EC tells Renzi govt to explain budget 'deviation'

Renzi defiant in Brussels, tells Barroso 'no more secrets'

(ANSA) - Rome, October 23 - The Italian government has received a letter from the European Commission asking for clarifications about its 2015 budget bill, the economy ministry said Thursday. In the letter, the EC said Italy risks deviating significantly from medium-term budget targets agreed to with the European Union.
    "Preliminary analysis...shows Italy has planned a significant deviation from the adjustments requested to reach the medium-term goal (on balancing the budget in structural terms) in 2015," the letter by European Economic Affairs Commissioner Jyrki Katainen read. Premier Matteo Renzi's government recently put off the target year for structurally balancing the budget from 2015 to 2017.

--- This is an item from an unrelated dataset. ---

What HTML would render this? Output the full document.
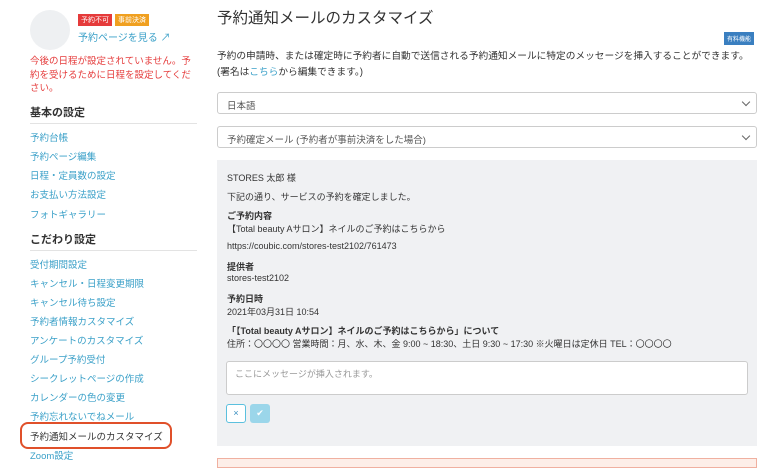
<!DOCTYPE html>
<html><head><meta charset="utf-8"><style>
*{margin:0;padding:0;box-sizing:border-box}
body{width:768px;height:460px;overflow:hidden;background:#fff;font-family:"Liberation Sans","Noto Sans CJK JP",sans-serif;color:#333;position:relative}
.a{position:absolute;white-space:nowrap}
.l{color:#3aa0c8;font-size:9.5px;left:30px}
.h{font-size:11px;font-weight:bold;color:#333;left:30px}
.hr{position:absolute;left:30px;width:167px;height:1px;background:#e3e3e3}
.m{font-size:9px;color:#333;left:227px}
.b{font-weight:bold}
.sel{position:absolute;left:217px;width:540px;height:22px;border:1px solid #ccc;border-radius:3px;font-size:9.5px;color:#555;padding:5px 9px}
.sel:after{content:"";position:absolute;right:7px;top:6px;width:5px;height:5px;border-right:1.5px solid #666;border-bottom:1.5px solid #666;transform:rotate(45deg)}
</style></head><body>
<div class="a" style="left:30px;top:10px;width:40px;height:40px;border-radius:50%;background:#eef0f2"></div>
<div class="a" style="left:78px;top:14px;background:#e53b3b;color:#fff;font-size:7px;padding:1px 3px">予約不可</div>
<div class="a" style="left:115px;top:14px;background:#f0a020;color:#fff;font-size:7px;padding:1px 3px">事前決済</div>
<div class="a" style="left:78px;top:29px;color:#3aa0c8;font-size:10px">予約ページを見る ↗</div>
<div class="a" style="left:30px;top:55px;color:#e53b3b;font-size:9.5px;line-height:13.5px;white-space:normal;width:164px">今後の日程が設定されていません。予約を受けるために日程を設定してください。</div>
<div class="a h" style="top:104px">基本の設定</div>
<div class="hr" style="top:123px"></div>
<div class="a l" style="top:130px">予約台帳</div>
<div class="a l" style="top:149px">予約ページ編集</div>
<div class="a l" style="top:168px">日程・定員数の設定</div>
<div class="a l" style="top:187px">お支払い方法設定</div>
<div class="a l" style="top:207px">フォトギャラリー</div>
<div class="a h" style="top:231px">こだわり設定</div>
<div class="hr" style="top:250px"></div>
<div class="a l" style="top:257px">受付期間設定</div>
<div class="a l" style="top:276px">キャンセル・日程変更期限</div>
<div class="a l" style="top:295px">キャンセル待ち設定</div>
<div class="a l" style="top:314px">予約者情報カスタマイズ</div>
<div class="a l" style="top:333px">アンケートのカスタマイズ</div>
<div class="a l" style="top:352px">グループ予約受付</div>
<div class="a l" style="top:371px">シークレットページの作成</div>
<div class="a l" style="top:390px">カレンダーの色の変更</div>
<div class="a l" style="top:409px">予約忘れないでねメール</div>
<div class="a" style="left:20px;top:422px;width:152px;height:27px;border:2px solid #e0502a;border-radius:8px"></div>
<div class="a" style="left:30px;top:429px;font-size:9.5px;color:#333">予約通知メールのカスタマイズ</div>
<div class="a l" style="top:448px">Zoom設定</div>

<div class="a" style="left:217px;top:6px;font-size:15.5px;color:#333">予約通知メールのカスタマイズ</div>
<div class="a" style="left:724px;top:32px;background:#3a7fc0;color:#fff;font-size:6px;padding:2px 3px">有料機能</div>
<div class="a" style="left:217px;top:49px;font-size:9.7px;line-height:16px;color:#333">予約の申請時、または確定時に予約者に自動で送信される予約通知メールに特定のメッセージを挿入することができます。<br>(署名は<span style="color:#3aa0c8">こちら</span>から編集できます。)</div>
<div class="sel" style="top:92px">日本語</div>
<div class="sel" style="top:126px">予約確定メール (予約者が事前決済をした場合)</div>
<div class="a" style="left:217px;top:160px;width:540px;height:286px;background:#f0f1f3"></div>
<div class="a m" style="top:171px">STORES 太郎 様</div>
<div class="a m" style="top:190px">下記の通り、サービスの予約を確定しました。</div>
<div class="a m b" style="top:209px">ご予約内容</div>
<div class="a m" style="top:222px">【Total beauty Aサロン】ネイルのご予約はこちらから</div>
<div class="a m" style="top:241px">https://coubic.com/stores-test2102/761473</div>
<div class="a m b" style="top:260px">提供者</div>
<div class="a m" style="top:273px">stores-test2102</div>
<div class="a m b" style="top:292px">予約日時</div>
<div class="a m" style="top:305px">2021年03月31日 10:54</div>
<div class="a m b" style="top:324px">「【Total beauty Aサロン】ネイルのご予約はこちらから」について</div>
<div class="a m" style="top:337px">住所：〇〇〇〇 営業時間：月、水、木、金 9:00 ~ 18:30、土日 9:30 ~ 17:30 ※火曜日は定休日 TEL：〇〇〇〇</div>
<div class="a" style="left:226px;top:361px;width:522px;height:34px;background:#fff;border:1px solid #ccc;border-radius:3px;font-size:9px;color:#999;padding:5px 8px">ここにメッセージが挿入されます。</div>
<div class="a" style="left:226px;top:404px;width:20px;height:19px;border:1px solid #5bc0de;border-radius:3px;background:#fff;color:#3a8fc0;font-size:9px;text-align:center;line-height:17px">×</div>
<div class="a" style="left:250px;top:404px;width:20px;height:19px;border-radius:3px;background:#9bd6ea;color:#fff;font-size:9px;text-align:center;line-height:19px">✔</div>
<div class="a" style="left:217px;top:458px;width:540px;height:10px;border:1px solid #f0b0a0;background:#fdeee8"></div>
</body></html>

    The government said the planned reduction in the structural deficit for next year will be 0.1% of GDP. According to some reports, the EC wants a much bigger reduction in the structural deficit - which, unlike the nominal budget deficit figure, is adjusted for the business cycle - of around 0.5% of GDP in order to make inroads into Italy's massive public debt of over two trillion euros.
    The 2015 budget features a 36-billion-euro adjustment, with 18 billion euros in tax cuts and 15 billion euros in cuts generated from a review of public spending and four billion raised from the fight against tax evasion.
    Renzi said that around 11 billion euros of financial coverage for the cuts will come from allowing Italy's deficit-to-GDP ratio to drift up towards the 3% threshold allowed by the EU.
    But there is speculation that the European Commission may not see the budget plan as compatible with the EU's Growth and Stability Pact and ask for corrections.
    "The Italian government will respond to the request for clarification by tomorrow," the ministry said as the central bank also weighed in on the issue amid fears of sanctions from the EC.
    The Italian government made "a reasoned choice" in postponing balancing the budget in structural terms until 2017 to avoid "a downward spiral" in the national economy "given the exceptional duration and depth of the recession," the Bank of Italy said.
    Also on Thursday, outgoing European Commission President José Manuel Barroso berated the release of the letter in Italy.
    "The Commission was not in favour because we are in a phase of negotiations and consultations with several governments," he said, adding that "most" Italian media outlets have published "lies" and "inventions" about work by him and by the EC. Later in Brussels, Renzi belittled Barroso's comments.
    "The time of secret letters is over," Renzi said. "This is the time of clarity and transparency. I'm astonished Barroso was surprised we published the letter".